[start of INFORMATION SHOWN]

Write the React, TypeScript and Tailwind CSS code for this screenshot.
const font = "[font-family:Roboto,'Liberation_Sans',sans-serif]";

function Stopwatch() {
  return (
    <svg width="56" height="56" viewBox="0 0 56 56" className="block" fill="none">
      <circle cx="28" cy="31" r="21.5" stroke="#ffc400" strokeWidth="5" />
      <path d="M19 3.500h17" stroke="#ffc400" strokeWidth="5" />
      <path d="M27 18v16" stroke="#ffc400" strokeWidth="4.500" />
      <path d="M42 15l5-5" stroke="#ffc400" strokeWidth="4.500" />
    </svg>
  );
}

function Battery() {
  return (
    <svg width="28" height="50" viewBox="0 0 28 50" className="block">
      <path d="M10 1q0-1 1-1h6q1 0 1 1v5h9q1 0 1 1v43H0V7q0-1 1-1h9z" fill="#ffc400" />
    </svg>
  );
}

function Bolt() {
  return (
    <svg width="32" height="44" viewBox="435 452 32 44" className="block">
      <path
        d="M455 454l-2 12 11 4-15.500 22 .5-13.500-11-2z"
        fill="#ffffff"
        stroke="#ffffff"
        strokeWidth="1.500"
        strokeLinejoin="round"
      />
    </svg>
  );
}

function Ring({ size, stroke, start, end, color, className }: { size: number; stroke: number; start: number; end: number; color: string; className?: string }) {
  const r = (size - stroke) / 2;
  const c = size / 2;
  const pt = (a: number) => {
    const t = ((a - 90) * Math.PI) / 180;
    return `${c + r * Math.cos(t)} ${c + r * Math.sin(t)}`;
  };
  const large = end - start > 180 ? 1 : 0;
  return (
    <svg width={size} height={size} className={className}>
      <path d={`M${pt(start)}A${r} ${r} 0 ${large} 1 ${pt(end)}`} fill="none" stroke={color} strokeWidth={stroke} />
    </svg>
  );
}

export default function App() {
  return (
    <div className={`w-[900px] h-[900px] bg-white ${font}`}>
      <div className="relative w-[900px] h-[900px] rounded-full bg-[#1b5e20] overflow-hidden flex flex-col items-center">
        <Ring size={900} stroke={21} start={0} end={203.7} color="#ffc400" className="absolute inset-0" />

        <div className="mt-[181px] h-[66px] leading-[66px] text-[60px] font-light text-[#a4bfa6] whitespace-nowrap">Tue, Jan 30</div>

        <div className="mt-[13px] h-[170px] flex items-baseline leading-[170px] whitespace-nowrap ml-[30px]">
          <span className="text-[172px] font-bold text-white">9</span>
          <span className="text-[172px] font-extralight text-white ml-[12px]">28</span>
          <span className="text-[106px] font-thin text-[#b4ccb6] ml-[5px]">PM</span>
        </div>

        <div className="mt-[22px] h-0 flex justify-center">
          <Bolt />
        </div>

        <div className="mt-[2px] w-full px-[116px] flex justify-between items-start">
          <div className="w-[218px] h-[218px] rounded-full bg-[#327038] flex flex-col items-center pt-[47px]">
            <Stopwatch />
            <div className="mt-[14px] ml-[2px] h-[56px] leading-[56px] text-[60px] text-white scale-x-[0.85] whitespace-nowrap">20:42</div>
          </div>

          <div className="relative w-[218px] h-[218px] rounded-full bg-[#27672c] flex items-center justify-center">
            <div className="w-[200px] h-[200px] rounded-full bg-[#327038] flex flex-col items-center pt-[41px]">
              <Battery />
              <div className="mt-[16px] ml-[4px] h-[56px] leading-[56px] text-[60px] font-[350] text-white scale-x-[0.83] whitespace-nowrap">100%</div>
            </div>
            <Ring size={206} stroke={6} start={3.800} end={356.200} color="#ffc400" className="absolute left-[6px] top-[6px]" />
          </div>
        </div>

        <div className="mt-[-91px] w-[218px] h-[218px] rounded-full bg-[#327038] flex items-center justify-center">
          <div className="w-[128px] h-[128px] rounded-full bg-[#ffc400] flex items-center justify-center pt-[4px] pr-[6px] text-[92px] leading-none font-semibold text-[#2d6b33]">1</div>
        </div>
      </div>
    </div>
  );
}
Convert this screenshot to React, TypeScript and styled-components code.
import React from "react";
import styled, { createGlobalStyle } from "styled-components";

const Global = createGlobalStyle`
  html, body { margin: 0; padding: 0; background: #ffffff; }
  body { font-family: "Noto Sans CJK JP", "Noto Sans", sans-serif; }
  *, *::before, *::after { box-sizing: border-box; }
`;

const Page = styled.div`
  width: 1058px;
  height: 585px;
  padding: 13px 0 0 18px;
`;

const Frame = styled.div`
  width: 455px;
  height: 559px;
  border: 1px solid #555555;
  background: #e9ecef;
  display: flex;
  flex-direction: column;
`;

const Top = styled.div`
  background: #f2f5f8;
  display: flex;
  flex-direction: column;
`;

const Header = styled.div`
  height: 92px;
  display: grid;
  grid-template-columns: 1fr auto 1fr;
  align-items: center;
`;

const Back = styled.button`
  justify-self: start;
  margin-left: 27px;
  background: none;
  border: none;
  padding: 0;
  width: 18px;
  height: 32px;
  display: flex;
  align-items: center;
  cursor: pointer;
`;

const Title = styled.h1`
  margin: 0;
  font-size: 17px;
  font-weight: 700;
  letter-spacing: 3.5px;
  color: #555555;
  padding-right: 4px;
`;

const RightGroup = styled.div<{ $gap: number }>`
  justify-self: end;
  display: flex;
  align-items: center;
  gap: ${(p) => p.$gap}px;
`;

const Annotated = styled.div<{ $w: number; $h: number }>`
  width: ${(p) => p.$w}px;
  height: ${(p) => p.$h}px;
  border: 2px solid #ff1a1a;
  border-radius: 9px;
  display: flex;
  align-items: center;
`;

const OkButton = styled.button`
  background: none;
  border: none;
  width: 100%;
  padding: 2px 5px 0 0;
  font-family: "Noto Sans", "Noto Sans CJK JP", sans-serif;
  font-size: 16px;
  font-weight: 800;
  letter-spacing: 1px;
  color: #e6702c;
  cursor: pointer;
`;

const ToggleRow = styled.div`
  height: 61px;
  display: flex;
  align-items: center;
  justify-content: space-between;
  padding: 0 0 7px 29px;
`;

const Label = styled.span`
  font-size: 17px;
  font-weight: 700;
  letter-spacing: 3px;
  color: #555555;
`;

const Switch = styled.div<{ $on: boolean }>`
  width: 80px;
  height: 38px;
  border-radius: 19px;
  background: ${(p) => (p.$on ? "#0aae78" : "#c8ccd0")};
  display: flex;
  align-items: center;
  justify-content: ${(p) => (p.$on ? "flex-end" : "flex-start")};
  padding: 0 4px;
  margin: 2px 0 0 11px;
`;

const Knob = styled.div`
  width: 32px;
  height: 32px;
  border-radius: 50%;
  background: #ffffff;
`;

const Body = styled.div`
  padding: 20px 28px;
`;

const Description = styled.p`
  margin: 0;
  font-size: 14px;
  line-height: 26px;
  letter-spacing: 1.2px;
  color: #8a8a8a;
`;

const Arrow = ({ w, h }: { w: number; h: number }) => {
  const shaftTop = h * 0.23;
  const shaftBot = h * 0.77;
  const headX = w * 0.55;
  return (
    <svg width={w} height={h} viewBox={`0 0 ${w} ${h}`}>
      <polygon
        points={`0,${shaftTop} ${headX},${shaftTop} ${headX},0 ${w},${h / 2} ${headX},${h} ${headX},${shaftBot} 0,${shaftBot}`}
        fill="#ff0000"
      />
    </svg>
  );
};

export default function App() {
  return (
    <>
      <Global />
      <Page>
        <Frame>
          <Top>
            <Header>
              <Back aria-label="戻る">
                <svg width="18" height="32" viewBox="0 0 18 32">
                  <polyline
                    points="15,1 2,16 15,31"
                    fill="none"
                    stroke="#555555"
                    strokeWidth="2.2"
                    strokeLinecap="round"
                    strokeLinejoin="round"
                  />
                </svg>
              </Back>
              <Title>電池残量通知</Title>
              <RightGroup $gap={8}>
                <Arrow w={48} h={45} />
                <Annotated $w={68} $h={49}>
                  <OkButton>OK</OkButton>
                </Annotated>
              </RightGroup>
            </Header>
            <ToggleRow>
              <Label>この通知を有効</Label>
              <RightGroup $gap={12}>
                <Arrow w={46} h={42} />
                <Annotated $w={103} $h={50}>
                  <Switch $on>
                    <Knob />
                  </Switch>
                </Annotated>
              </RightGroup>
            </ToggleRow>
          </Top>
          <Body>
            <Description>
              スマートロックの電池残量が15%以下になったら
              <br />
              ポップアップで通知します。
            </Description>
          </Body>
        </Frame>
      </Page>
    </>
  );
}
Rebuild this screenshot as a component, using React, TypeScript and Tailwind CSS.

[end of INFORMATION SHOWN]

WORK INSTRUCTIONS » Lines holding the word "React" in the entries above are the ones to pull out. Copy them all.

CORRECT RESPONSE »
Write the React, TypeScript and Tailwind CSS code for this screenshot.
Convert this screenshot to React, TypeScript and styled-components code.
import React from "react";
Rebuild this screenshot as a component, using React, TypeScript and Tailwind CSS.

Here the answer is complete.